Goal »
Would you quote the material below in full and unchanged?

Given data »
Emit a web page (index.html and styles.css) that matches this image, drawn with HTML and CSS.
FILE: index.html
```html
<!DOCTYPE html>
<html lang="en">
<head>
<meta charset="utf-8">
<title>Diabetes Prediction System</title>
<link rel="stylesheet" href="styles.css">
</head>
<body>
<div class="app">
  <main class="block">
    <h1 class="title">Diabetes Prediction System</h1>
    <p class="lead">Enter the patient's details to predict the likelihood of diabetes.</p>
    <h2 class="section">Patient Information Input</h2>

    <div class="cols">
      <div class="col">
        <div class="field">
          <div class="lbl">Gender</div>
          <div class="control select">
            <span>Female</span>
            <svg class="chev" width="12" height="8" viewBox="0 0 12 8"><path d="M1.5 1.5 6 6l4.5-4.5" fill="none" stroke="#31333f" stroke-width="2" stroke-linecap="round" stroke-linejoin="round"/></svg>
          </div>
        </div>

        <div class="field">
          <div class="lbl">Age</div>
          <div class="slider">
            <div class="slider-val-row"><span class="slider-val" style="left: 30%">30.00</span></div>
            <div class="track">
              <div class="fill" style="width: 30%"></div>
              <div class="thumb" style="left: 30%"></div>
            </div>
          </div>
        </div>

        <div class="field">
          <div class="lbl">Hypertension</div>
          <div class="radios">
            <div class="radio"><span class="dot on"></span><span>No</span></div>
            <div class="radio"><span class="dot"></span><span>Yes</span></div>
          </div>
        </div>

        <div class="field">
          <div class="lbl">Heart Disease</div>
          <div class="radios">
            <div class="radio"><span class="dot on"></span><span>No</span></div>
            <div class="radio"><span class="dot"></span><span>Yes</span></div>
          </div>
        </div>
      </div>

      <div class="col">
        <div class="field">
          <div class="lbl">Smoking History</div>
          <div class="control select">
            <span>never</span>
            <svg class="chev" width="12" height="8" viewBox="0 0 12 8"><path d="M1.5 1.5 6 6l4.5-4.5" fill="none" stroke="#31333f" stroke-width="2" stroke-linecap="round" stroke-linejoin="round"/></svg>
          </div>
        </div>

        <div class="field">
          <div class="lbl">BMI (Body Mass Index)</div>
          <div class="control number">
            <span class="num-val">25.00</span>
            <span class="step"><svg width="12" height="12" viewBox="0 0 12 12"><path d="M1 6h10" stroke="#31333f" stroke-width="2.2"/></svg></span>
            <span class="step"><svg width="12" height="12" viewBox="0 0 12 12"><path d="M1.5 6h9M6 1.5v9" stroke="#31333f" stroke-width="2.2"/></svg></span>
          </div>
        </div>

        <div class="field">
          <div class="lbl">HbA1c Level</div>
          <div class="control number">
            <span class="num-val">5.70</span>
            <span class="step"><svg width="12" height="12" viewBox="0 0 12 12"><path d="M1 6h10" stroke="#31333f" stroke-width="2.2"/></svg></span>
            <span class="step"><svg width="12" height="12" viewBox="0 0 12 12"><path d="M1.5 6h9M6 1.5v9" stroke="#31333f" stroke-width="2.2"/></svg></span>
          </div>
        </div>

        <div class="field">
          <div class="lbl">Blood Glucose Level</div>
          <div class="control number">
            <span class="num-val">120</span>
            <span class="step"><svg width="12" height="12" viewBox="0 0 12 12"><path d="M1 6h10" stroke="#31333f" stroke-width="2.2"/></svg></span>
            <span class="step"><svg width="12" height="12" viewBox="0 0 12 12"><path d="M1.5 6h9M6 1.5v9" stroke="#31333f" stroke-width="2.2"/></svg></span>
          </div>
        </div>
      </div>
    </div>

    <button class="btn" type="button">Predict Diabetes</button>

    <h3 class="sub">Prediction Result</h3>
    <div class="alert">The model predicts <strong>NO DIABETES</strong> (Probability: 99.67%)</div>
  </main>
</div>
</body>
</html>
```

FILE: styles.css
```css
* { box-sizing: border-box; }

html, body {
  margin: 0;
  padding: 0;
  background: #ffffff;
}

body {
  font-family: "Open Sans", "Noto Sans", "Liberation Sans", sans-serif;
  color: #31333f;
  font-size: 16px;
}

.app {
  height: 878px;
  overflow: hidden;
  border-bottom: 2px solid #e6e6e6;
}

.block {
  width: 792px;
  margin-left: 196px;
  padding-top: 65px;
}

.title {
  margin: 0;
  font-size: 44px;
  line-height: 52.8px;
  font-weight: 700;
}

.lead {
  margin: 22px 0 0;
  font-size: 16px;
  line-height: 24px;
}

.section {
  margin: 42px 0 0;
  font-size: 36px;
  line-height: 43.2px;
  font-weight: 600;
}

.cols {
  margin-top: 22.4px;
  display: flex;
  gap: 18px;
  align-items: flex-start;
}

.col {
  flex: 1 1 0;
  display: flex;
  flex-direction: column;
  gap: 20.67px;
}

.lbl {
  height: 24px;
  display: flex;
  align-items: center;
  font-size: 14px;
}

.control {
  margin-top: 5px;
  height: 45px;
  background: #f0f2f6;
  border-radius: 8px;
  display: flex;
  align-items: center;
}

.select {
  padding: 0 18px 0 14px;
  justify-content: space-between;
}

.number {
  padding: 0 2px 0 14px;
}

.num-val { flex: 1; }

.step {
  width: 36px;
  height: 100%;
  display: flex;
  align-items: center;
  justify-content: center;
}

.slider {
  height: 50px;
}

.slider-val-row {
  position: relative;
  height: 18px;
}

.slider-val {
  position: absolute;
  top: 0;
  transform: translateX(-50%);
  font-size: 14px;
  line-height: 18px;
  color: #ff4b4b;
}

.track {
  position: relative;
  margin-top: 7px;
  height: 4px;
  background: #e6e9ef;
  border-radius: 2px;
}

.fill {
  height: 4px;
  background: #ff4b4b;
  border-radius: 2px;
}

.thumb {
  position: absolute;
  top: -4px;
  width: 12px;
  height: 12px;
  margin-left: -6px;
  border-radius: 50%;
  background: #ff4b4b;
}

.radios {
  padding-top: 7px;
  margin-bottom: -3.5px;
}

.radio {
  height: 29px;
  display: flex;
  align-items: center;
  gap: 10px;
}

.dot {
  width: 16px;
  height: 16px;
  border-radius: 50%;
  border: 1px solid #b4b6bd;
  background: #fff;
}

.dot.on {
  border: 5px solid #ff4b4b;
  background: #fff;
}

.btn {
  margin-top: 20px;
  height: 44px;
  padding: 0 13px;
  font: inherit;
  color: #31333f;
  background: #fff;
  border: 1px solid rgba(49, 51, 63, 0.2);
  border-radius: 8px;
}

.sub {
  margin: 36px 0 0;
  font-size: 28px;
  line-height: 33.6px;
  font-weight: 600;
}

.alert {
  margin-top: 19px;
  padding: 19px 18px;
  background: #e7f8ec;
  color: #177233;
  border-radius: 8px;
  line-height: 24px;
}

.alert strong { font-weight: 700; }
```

Exercise output »
Emit a web page (index.html and styles.css) that matches this image, drawn with HTML and CSS.
FILE: index.html
```html
<!DOCTYPE html>
<html lang="en">
<head>
<meta charset="utf-8">
<title>Diabetes Prediction System</title>
<link rel="stylesheet" href="styles.css">
</head>
<body>
<div class="app">
  <main class="block">
    <h1 class="title">Diabetes Prediction System</h1>
    <p class="lead">Enter the patient's details to predict the likelihood of diabetes.</p>
    <h2 class="section">Patient Information Input</h2>

    <div class="cols">
      <div class="col">
        <div class="field">
          <div class="lbl">Gender</div>
          <div class="control select">
            <span>Female</span>
            <svg class="chev" width="12" height="8" viewBox="0 0 12 8"><path d="M1.5 1.5 6 6l4.5-4.5" fill="none" stroke="#31333f" stroke-width="2" stroke-linecap="round" stroke-linejoin="round"/></svg>
          </div>
        </div>

        <div class="field">
          <div class="lbl">Age</div>
          <div class="slider">
            <div class="slider-val-row"><span class="slider-val" style="left: 30%">30.00</span></div>
            <div class="track">
              <div class="fill" style="width: 30%"></div>
              <div class="thumb" style="left: 30%"></div>
            </div>
          </div>
        </div>

        <div class="field">
          <div class="lbl">Hypertension</div>
          <div class="radios">
            <div class="radio"><span class="dot on"></span><span>No</span></div>
            <div class="radio"><span class="dot"></span><span>Yes</span></div>
          </div>
        </div>

        <div class="field">
          <div class="lbl">Heart Disease</div>
          <div class="radios">
            <div class="radio"><span class="dot on"></span><span>No</span></div>
            <div class="radio"><span class="dot"></span><span>Yes</span></div>
          </div>
        </div>
      </div>

      <div class="col">
        <div class="field">
          <div class="lbl">Smoking History</div>
          <div class="control select">
            <span>never</span>
            <svg class="chev" width="12" height="8" viewBox="0 0 12 8"><path d="M1.5 1.5 6 6l4.5-4.5" fill="none" stroke="#31333f" stroke-width="2" stroke-linecap="round" stroke-linejoin="round"/></svg>
          </div>
        </div>

        <div class="field">
          <div class="lbl">BMI (Body Mass Index)</div>
          <div class="control number">
            <span class="num-val">25.00</span>
            <span class="step"><svg width="12" height="12" viewBox="0 0 12 12"><path d="M1 6h10" stroke="#31333f" stroke-width="2.2"/></svg></span>
            <span class="step"><svg width="12" height="12" viewBox="0 0 12 12"><path d="M1.5 6h9M6 1.5v9" stroke="#31333f" stroke-width="2.2"/></svg></span>
          </div>
        </div>

        <div class="field">
          <div class="lbl">HbA1c Level</div>
          <div class="control number">
            <span class="num-val">5.70</span>
            <span class="step"><svg width="12" height="12" viewBox="0 0 12 12"><path d="M1 6h10" stroke="#31333f" stroke-width="2.2"/></svg></span>
            <span class="step"><svg width="12" height="12" viewBox="0 0 12 12"><path d="M1.5 6h9M6 1.5v9" stroke="#31333f" stroke-width="2.2"/></svg></span>
          </div>
        </div>

        <div class="field">
          <div class="lbl">Blood Glucose Level</div>
          <div class="control number">
            <span class="num-val">120</span>
            <span class="step"><svg width="12" height="12" viewBox="0 0 12 12"><path d="M1 6h10" stroke="#31333f" stroke-width="2.2"/></svg></span>
            <span class="step"><svg width="12" height="12" viewBox="0 0 12 12"><path d="M1.5 6h9M6 1.5v9" stroke="#31333f" stroke-width="2.2"/></svg></span>
          </div>
        </div>
      </div>
    </div>

    <button class="btn" type="button">Predict Diabetes</button>

    <h3 class="sub">Prediction Result</h3>
    <div class="alert">The model predicts <strong>NO DIABETES</strong> (Probability: 99.67%)</div>
  </main>
</div>
</body>
</html>
```

FILE: styles.css
```css
* { box-sizing: border-box; }

html, body {
  margin: 0;
  padding: 0;
  background: #ffffff;
}

body {
  font-family: "Open Sans", "Noto Sans", "Liberation Sans", sans-serif;
  color: #31333f;
  font-size: 16px;
}

.app {
  height: 878px;
  overflow: hidden;
  border-bottom: 2px solid #e6e6e6;
}

.block {
  width: 792px;
  margin-left: 196px;
  padding-top: 65px;
}

.title {
  margin: 0;
  font-size: 44px;
  line-height: 52.8px;
  font-weight: 700;
}

.lead {
  margin: 22px 0 0;
  font-size: 16px;
  line-height: 24px;
}

.section {
  margin: 42px 0 0;
  font-size: 36px;
  line-height: 43.2px;
  font-weight: 600;
}

.cols {
  margin-top: 22.4px;
  display: flex;
  gap: 18px;
  align-items: flex-start;
}

.col {
  flex: 1 1 0;
  display: flex;
  flex-direction: column;
  gap: 20.67px;
}

.lbl {
  height: 24px;
  display: flex;
  align-items: center;
  font-size: 14px;
}

.control {
  margin-top: 5px;
  height: 45px;
  background: #f0f2f6;
  border-radius: 8px;
  display: flex;
  align-items: center;
}

.select {
  padding: 0 18px 0 14px;
  justify-content: space-between;
}

.number {
  padding: 0 2px 0 14px;
}

.num-val { flex: 1; }

.step {
  width: 36px;
  height: 100%;
  display: flex;
  align-items: center;
  justify-content: center;
}

.slider {
  height: 50px;
}

.slider-val-row {
  position: relative;
  height: 18px;
}

.slider-val {
  position: absolute;
  top: 0;
  transform: translateX(-50%);
  font-size: 14px;
  line-height: 18px;
  color: #ff4b4b;
}

.track {
  position: relative;
  margin-top: 7px;
  height: 4px;
  background: #e6e9ef;
  border-radius: 2px;
}

.fill {
  height: 4px;
  background: #ff4b4b;
  border-radius: 2px;
}

.thumb {
  position: absolute;
  top: -4px;
  width: 12px;
  height: 12px;
  margin-left: -6px;
  border-radius: 50%;
  background: #ff4b4b;
}

.radios {
  padding-top: 7px;
  margin-bottom: -3.5px;
}

.radio {
  height: 29px;
  display: flex;
  align-items: center;
  gap: 10px;
}

.dot {
  width: 16px;
  height: 16px;
  border-radius: 50%;
  border: 1px solid #b4b6bd;
  background: #fff;
}

.dot.on {
  border: 5px solid #ff4b4b;
  background: #fff;
}

.btn {
  margin-top: 20px;
  height: 44px;
  padding: 0 13px;
  font: inherit;
  color: #31333f;
  background: #fff;
  border: 1px solid rgba(49, 51, 63, 0.2);
  border-radius: 8px;
}

.sub {
  margin: 36px 0 0;
  font-size: 28px;
  line-height: 33.6px;
  font-weight: 600;
}

.alert {
  margin-top: 19px;
  padding: 19px 18px;
  background: #e7f8ec;
  color: #177233;
  border-radius: 8px;
  line-height: 24px;
}

.alert strong { font-weight: 700; }
```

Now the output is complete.